Remina is one of Junji Ito's latest horror manga stories, and it's utterly nuts. In a good way. A horror story should be utterly insane, nightmarish, and irrational. Ito understands this better than most storytellers. He might have taken a few years off horror to draw a manga about his cat, but he's come back with a vengeance. His output seems unstoppable right now.

Remina: Junji Ito's Horror is a Whole Planet!
"Remina" cover, courtesy of Viz Media

The cosmic, unstoppable monster this time is an entire planet. A scientist discovers a distant planet moving across space, devouring and destroying any bodies in its way, even planets. He names it Remina after his beloved daughter. He's lauded for his important discovery, and Remina becomes a celebrity. However, when the planet Remina turns out to be heading straight towards Earth, seemingly intent on consuming the world, panic ensues in the worst way imaginable. The mob turns on Remina and her father, blaming them for dooming the Earth. A doomsday cult thinks sacrificing human Remina would keep the planet Remina from destroying the Earth.

The major quibble here is that Remina the girl is passive and a perpetual victim throughout the story. She's dragged from one horrible situation to another and constantly has to be saved by men. She has no real agency and is dependent on men. It's a very old sexist trope from Horror that Ito falls into because it's easy. It's a bit disappointing that Ito is making a commentary about the sexism and exploitation of girls in celebrity culture only to indulge in the very sexism that he's condemning the world for.

Aside from that flaw, Ito pushes the story as far as it would go.

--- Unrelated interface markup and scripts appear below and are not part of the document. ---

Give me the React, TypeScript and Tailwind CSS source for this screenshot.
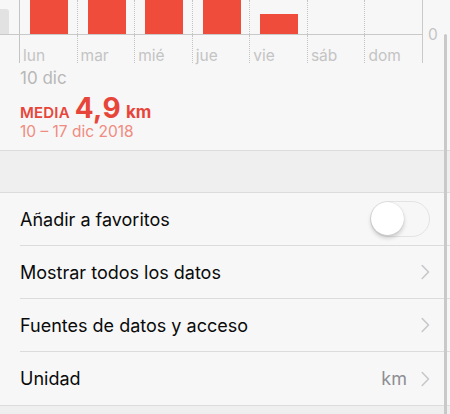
import React from "react";

const days = ["lun", "mar", "mié", "jue", "vie", "sáb", "dom"];
const bars = [40, 40, 40, 40, 20, 0, 0];

function Chevron() {
  return (
    <svg width="9" height="16" viewBox="0 0 9 16" className="shrink-0">
      <path d="M1.2 1.5 L7.5 8 L1.2 14.5" fill="none" stroke="#c7c7cc" strokeWidth="1.6" strokeLinecap="round" strokeLinejoin="round" />
    </svg>
  );
}

function Row({ label, right, last }: { label: string; right?: React.ReactNode; last?: boolean }) {
  return (
    <div className="pl-[20px]">
      <div className={`h-[53px] flex items-center justify-between pr-[20px] ${last ? "" : "border-b border-[#dcdcdc]"}`}>
        <span className="text-[18px] text-[#0a0a0a]">{label}</span>
        {right}
      </div>
    </div>
  );
}

export default function App() {
  return (
    <div className="relative w-[450px] h-[414px] overflow-hidden bg-[#f7f7f7]" style={{ fontFamily: "Inter, 'Noto Sans', sans-serif" }}>
      {/* Chart */}
      <div className="flex">
        <div className="w-[423px]">
          <div className="flex h-[35px] border-b border-[#c9c9c9]">
            <div className="w-[19px] flex items-end">
              <div className="w-[9px] h-[25px] bg-[#e2e2e2] rounded-tr-[3px]" />
            </div>
            {bars.map((h, i) => (
              <div key={i} className={`flex-1 flex items-end border-l border-[#c4c4c4] ${i === 0 ? "border-solid" : "border-dotted"}`}>
                {h > 0 && (
                  <div className="ml-[10px] w-[38px] bg-[#f04c3b]" style={{ height: h }} />
                )}
              </div>
            ))}
            <div className="w-px bg-[#c9c9c9]" />
          </div>
          <div className="flex h-[28px]">
            <div className="w-[19px]" />
            {days.map((d, i) => (
              <div key={d} className={`flex-1 border-l border-[#c4c4c4] ${i === 0 ? "border-solid" : "border-dotted"} pl-[3px] pt-[12px] text-[15.5px] leading-[18px] text-[#c4c4c4]`}>
                {d}
              </div>
            ))}
            <div className="w-px bg-[#c9c9c9]" />
          </div>
        </div>
        <div className="pl-[5px] pt-[26px] text-[15.5px] leading-[18px] text-[#c4c4c4]">0</div>
      </div>
      <div className="pl-[20px] text-[17px] leading-[18px] text-[#b8b8b8] mt-[6px]">10 dic</div>
      <div className="pl-[20px] mt-[9px] h-[26px] flex items-baseline">
        <span className="text-[15px] leading-[20px] font-semibold text-[#e8453a] tracking-[0.2px]">MEDIA</span>
        <span className="ml-[5px] text-[28px] leading-[24px] font-bold tracking-[0.3px] text-[#e8453a]">4,9</span>
        <span className="ml-[5px] text-[17px] leading-[20px] font-bold text-[#e8453a]">km</span>
      </div>
      <div className="pl-[20px] mt-[1px] text-[15.5px] leading-[18px] text-[#ef8b80]">10 – 17 dic 2018</div>

      {/* band */}
      <div className="mt-[9px] h-[43px] border-t border-b border-[#dcdcdc] bg-[#efefef]" />

      <Row
        label="Añadir a favoritos"
        right={
          <div className="relative w-[60px] h-[36px] rounded-full border-[1.5px] border-[#e3e3e3] bg-[#f7f7f7]">
            <div className="absolute left-0 top-0 w-[33px] h-[33px] rounded-full bg-white shadow-[0_3px_4px_rgba(0,0,0,0.18),0_0_1px_rgba(0,0,0,0.2)]" />
          </div>
        }
      />
      <Row label="Mostrar todos los datos" right={<Chevron />} />
      <Row label="Fuentes de datos y acceso" right={<Chevron />} />
      <Row
        label="Unidad"
        last
        right={
          <div className="flex items-center gap-[14px]">
            <span className="text-[18px] text-[#8e8e93]">km</span>
            <Chevron />
          </div>
        }
      />
      <div className="h-[20px] border-t border-[#dcdcdc] bg-[#efefef]" />

      {/* scroll indicator */}
      <div className="absolute left-[444px] top-[34px] w-[3px] h-[400px] rounded-full bg-[#c9c9c9]" />
    </div>
  );
}
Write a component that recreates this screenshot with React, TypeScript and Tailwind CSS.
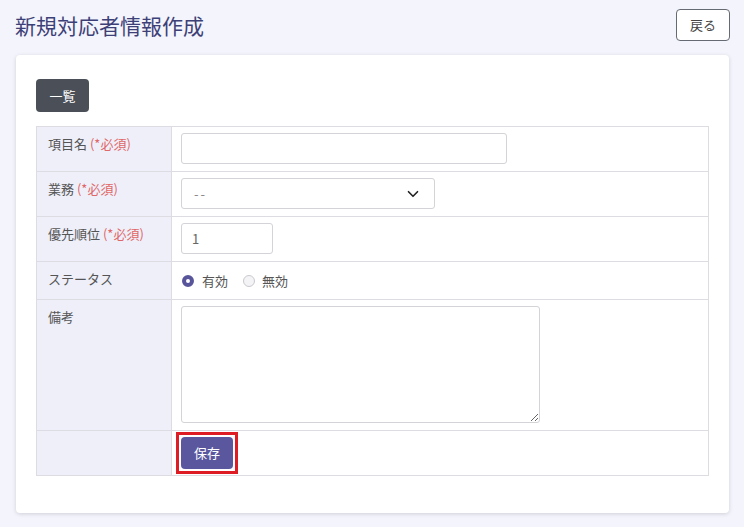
import React from 'react';

const font = { fontFamily: '"Noto Sans CJK JP", "Noto Sans", sans-serif' };

const Required = () => <span className="text-[#e06767]"> (*必須)</span>;

const labelCls =
  'w-[135px] border border-[#dcdce2] bg-[#eeeff9] px-[11px] pt-[7px] pb-[6px] align-top text-[13px] leading-[20px] text-[#555]';
const valueCls = 'border border-[#dcdce2] px-[9px] pt-[6px] pb-[7px] align-top';
const inputCls =
  'block h-[31px] rounded-[3px] border border-[#d3d3d8] bg-white px-3 text-[13px] text-[#666] outline-none';

const App = () => {
  return (
    <div className="min-h-[527px] w-full bg-[#f3f4fc] px-[15px] pt-[9px]" style={font}>
      <div className="flex items-center justify-between">
        <h1 className="text-[21px] leading-[30px] font-normal text-[#3d4077]">新規対応者情報作成</h1>
        <button
          type="button"
          className="mr-[-1px] h-[32px] w-[54px] rounded-[4px] border border-[#666a73] bg-white text-[13px] text-[#444]"
        >
          戻る
        </button>
      </div>

      <div className="mt-[14px] ml-[1px] rounded-[4px] bg-white px-[20px] pt-[24px] pb-[37px] shadow-[0_1px_4px_rgba(0,0,0,0.15)]">
        <button
          type="button"
          className="h-[33px] w-[53px] rounded-[4px] bg-[#4b5058] text-[13px] text-white"
        >
          一覧
        </button>

        <table className="mt-[14px] w-full border-collapse border border-[#dcdce2]">
          <tbody>
            <tr>
              <td className={labelCls}>
                項目名<Required />
              </td>
              <td className={valueCls}>
                <input type="text" className={`${inputCls} w-[326px]`} />
              </td>
            </tr>
            <tr>
              <td className={labelCls}>
                業務<Required />
              </td>
              <td className={valueCls}>
                <div className={`${inputCls} flex w-[254px] items-center justify-between`}>
                  <span className="tracking-[2px] text-[#888]">--</span>
                  <svg width="12" height="12" viewBox="0 0 16 16" className="mr-[3px]">
                    <path d="M2 5l6 6 6-6" fill="none" stroke="#222" strokeWidth="2.2" strokeLinecap="round" strokeLinejoin="round" />
                  </svg>
                </div>
              </td>
            </tr>
            <tr>
              <td className={labelCls}>
                優先順位<Required />
              </td>
              <td className={valueCls}>
                <input type="text" defaultValue="1" className={`${inputCls} w-[92px] px-[10px]`} />
              </td>
            </tr>
            <tr>
              <td className={`${labelCls} h-[38px]`}>ステータス</td>
              <td className="border border-[#dcdce2] px-[9px] align-middle">
                <div className="flex items-center text-[13px] text-[#555]">
                  <span className="ml-[1px] inline-block h-[12px] w-[12px] rounded-full border-[4px] border-[#58559b] bg-white" />
                  <span className="ml-[8px]">有効</span>
                  <span className="ml-[15px] inline-block h-[12px] w-[12px] rounded-full border border-[#c9c9cf] bg-[#f4f4f6]" />
                  <span className="ml-[7px]">無効</span>
                </div>
              </td>
            </tr>
            <tr>
              <td className={labelCls}>備考</td>
              <td className={valueCls}>
                <textarea className="block h-[117px] w-[359px] rounded-[3px] border border-[#d3d3d8] bg-white outline-none" />
              </td>
            </tr>
            <tr>
              <td className={labelCls}></td>
              <td className="border border-[#dcdce2] py-[1px] pl-[4px] align-top">
                <div className="w-fit border-[3px] border-[#dd1c24] p-[2px]">
                  <button
                    type="button"
                    className="block h-[32px] w-[52px] rounded-[4px] bg-[#5a579f] text-[13px] text-white"
                  >
                    保存
                  </button>
                </div>
              </td>
            </tr>
          </tbody>
        </table>
      </div>
    </div>
  );
};

export default App;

The idea of a planet that's actually evil is a fun one. There's the Lovecraftian theme of a cosmic monster so vast and unstoppable that humans are barely an after-thought in its path of destruction. The story is a masterclass in escalation. The setpieces get bigger and bigger, split between the planetary catastrophe that no one can escape and Remina trying to escape both the crazed mob and the doomsday cult that want to kill her. Men are feckless and irrational here, and poor Remina is thrown from one maniac to another. No man is reliable, not her boyfriend, not her fan club's president until a homeless man emerges as the one heroic and selfless figure in the whole story. There's also a thin line between horror and dark comedy, and Ito dances close to the threshold but never quite steps over it. However, the horror is so insane and absurd that sometimes inappropriate laughter is the right reaction.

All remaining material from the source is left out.